Functional Flow Block Diagram - History

History

The first structured method for documenting process flow, the flow process chart, was introduced by Frank Gilbreth to members of American Society of Mechanical Engineers (ASME) in 1921 as the presentation “Process Charts—First Steps in Finding the One Best Way”. Gilbreth's tools quickly found their way into industrial engineering curricula. In the early 1930s, an industrial engineer, Allan H. Mogensen began training business people in the use of some of the tools of industrial engineering at his Work Simplification Conferences in Lake Placid, New York. A 1944 graduate of Mogensen's class, Art Spinanger, took the tools back to Procter and Gamble where he developed their Deliberate Methods Change Program.
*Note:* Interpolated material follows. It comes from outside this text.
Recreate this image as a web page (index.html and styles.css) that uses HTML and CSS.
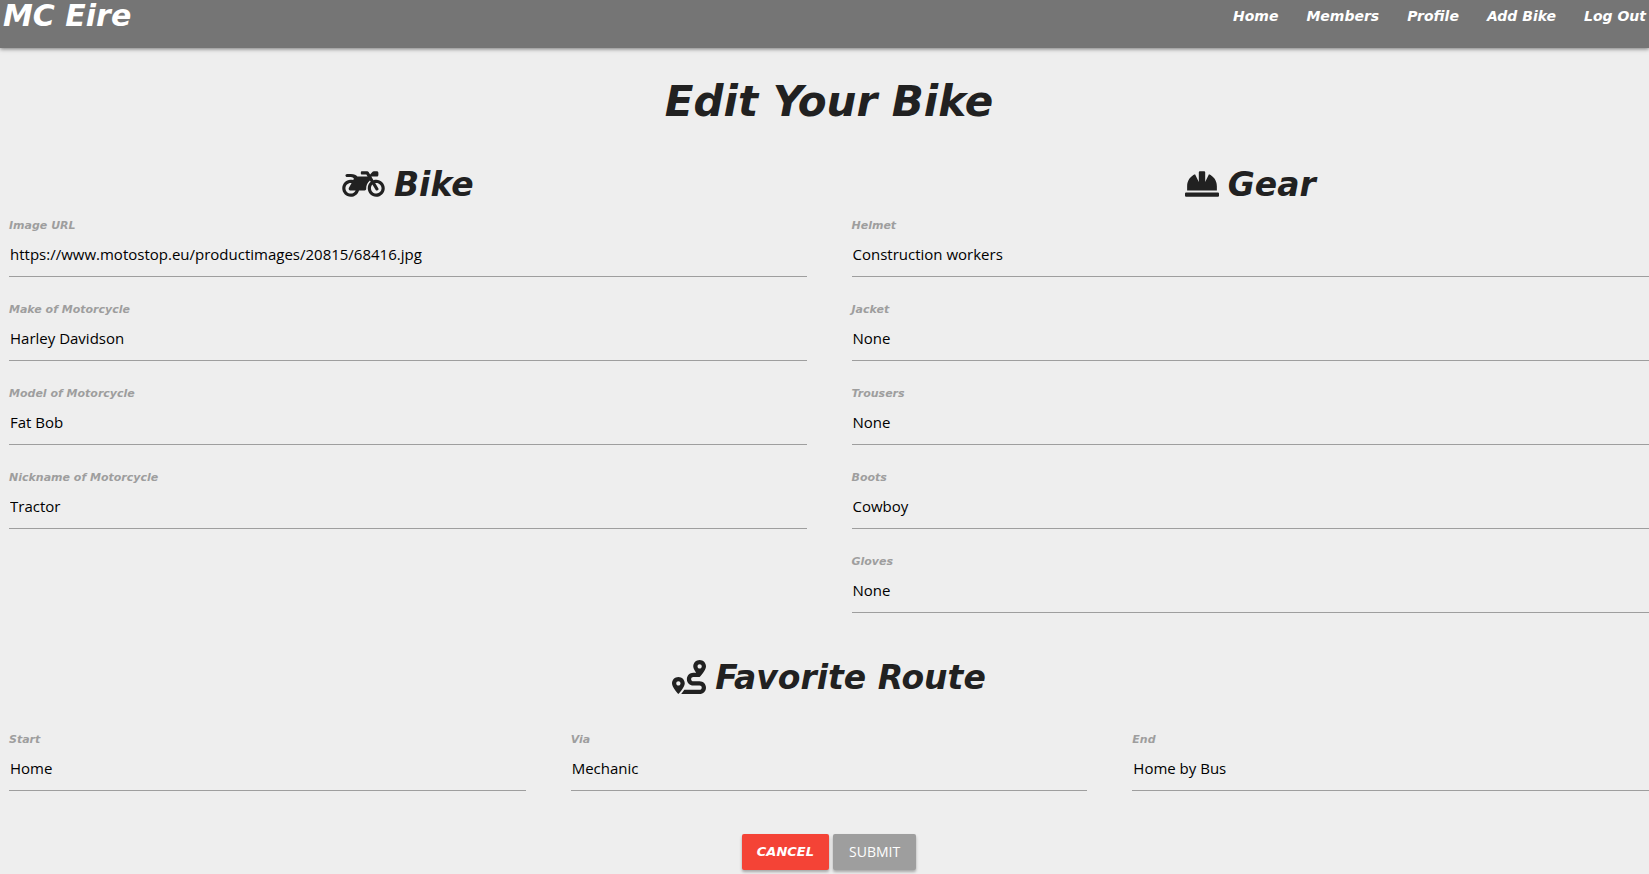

Another 1944 graduate, Ben S. Graham, Director of Formcraft Engineering at Standard Register Industrial, adapted the flow process chart to information processing with his development of the multi-flow process chart to display multiple documents and their relationships. In 1947, ASME adopted a symbol set as the ASME Standard for Operation and Flow Process Charts, derived from Gilbreth's original work.

The modern FFBD was developed by TRW Incorporated, a defense-related business, in the 1950s. In the 1960s it was exploited by NASA to visualize the time sequence of events in space systems and flight missions. FFBDs became widely used in classical systems engineering to show the order of execution of system functions.